I take a candle lamp to the fridge and to the bathroom. I’m surprised how easy it is to feel around in the fridge and find things. It is actually fun. And bringing a candle into the bathroom is so natural, as if my body remembers it from ancient times.

Candles in Total Darkness are Always Beautiful

Candle tableau

I had never quite figured out night lighting in my house. Most night lighting is a pale imitation of daylight. But total darkness plus candles is a simple yet effective recipe for a beautiful sensory experience. Like counting on a morning cup of coffee, I now looked forward to a nightly abyss of darkness with three or four twinkling candle flames.

Without the clutter of cords, rooms are also more relaxing. It’s like how historic kitchens set up in a museum, like from the pioneer days, are always so simple and rustic. The nightstand is now just a candle lantern, a book, a lighter, and glass of water.

A “fairy lamp” candle holder with a strawberry design. These were popular in the 1880s, but this one is from the 1980s


Candles Vary Widely in Brightness

Once one’s eyes are adjusted to the dark, it’s pretty easy to read by the light of a candle or two. Sometimes. Other times, I crowd three or four around my book and it’s still too dark, even after my eyes had adjusted.


Once a flame gets deep into the candle, it doesn’t give off much light

It’s an Incidental Rest from the Digital World.

With so much time at night away from screens, I often miss the distraction and connection. But the night and candles create such a totally different world that it never feels like a deprivation. 
The contact I do have is a throwback in that my ringer is now on, and if someone calls I have no idea who it will be. But occasionally it’s futuristic, like using voice activated commands or having the phone read out loud by swiping two fingers down the screen.

High-contrast notetaking w Sharpies on the back of old Smokey’s Tangle show posters


I re-discovered that’s there’s a lot you can do without a computer. Typing up a messy longhand draft and letting it naturally improve like a finer round of sandpaper is much more fun than opening the computer to disjointed notes on an electronic document.
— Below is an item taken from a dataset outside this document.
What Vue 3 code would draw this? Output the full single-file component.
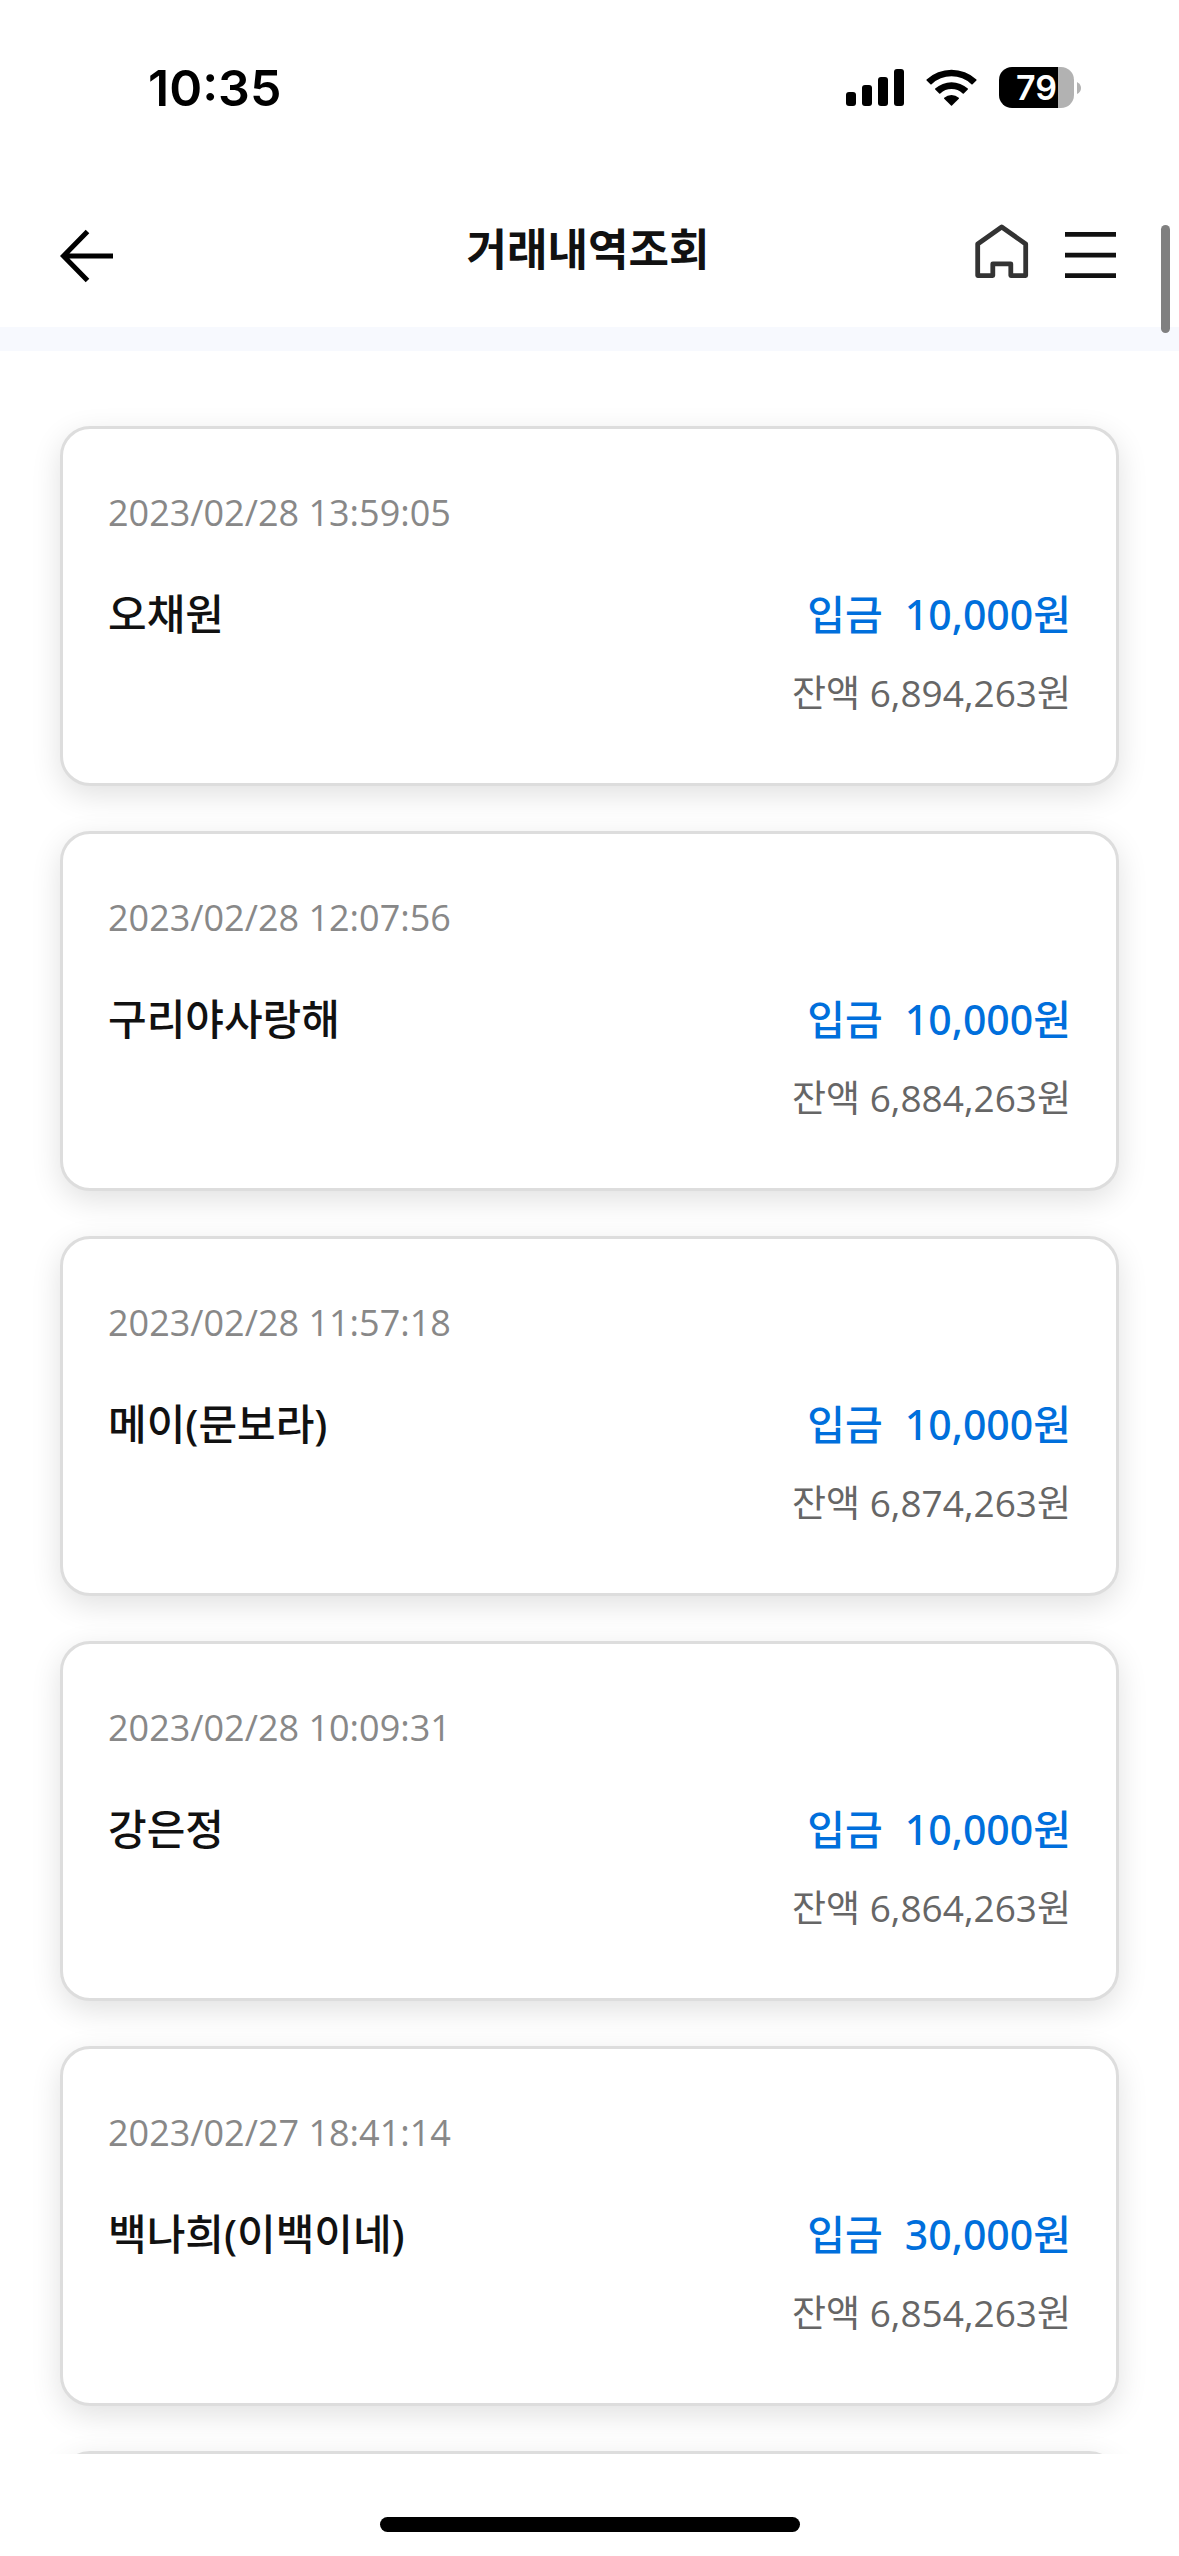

Plus, a shorter available time on the computer means less wasted time during the day as I do my best to fit all necessary computer work into daylight hours.

I’m not that important

I occasionally must work late at my job, so if I think I’ll be super busy, I can come in early to get everything done. So far, it hasn’t been very hard to come home before sunset. I don’t have night classes, events to put on or attend, or anything totally mandatory.

After not using screens all night, I’ll check my email or notifications in the morning and there’s like nothing. Partly this is because I’m a little less active online, but partly it’s because there isn’t much substantive activity taking place around the clock in my life, and it’s a good thing to admit to oneself.

Time Slows Down

You know how time sometimes flies by when you have free time? This is the opposite. Time is as slow as I can ever remember it as an adult. Sometimes the day flies by and it’s suddenly night, and then it slows down. It’s February, so at about 6:30, it’s like a whole four hours stretches before me, sometimes luxuriously, sometimes unsettlingly. 

Plus, I don’t know what time it is at night. Without digital displays or lights on, there is no way to know whether it’s 3AM or a minute before the alarm rings. I’ve had a few very boring nights where I had to think about all my problems instead of look at my phone, and one night where I resorted to turning the candle back on to read.

Dawn feels like a miracle 

Brian takes down the blackout curtains in non-bedroom areas before coming to bed. When it starts getting light at sunrise, I get up to pull off the bedroom curtain too. Watching it get light is like feeling the world transform into a totally different place.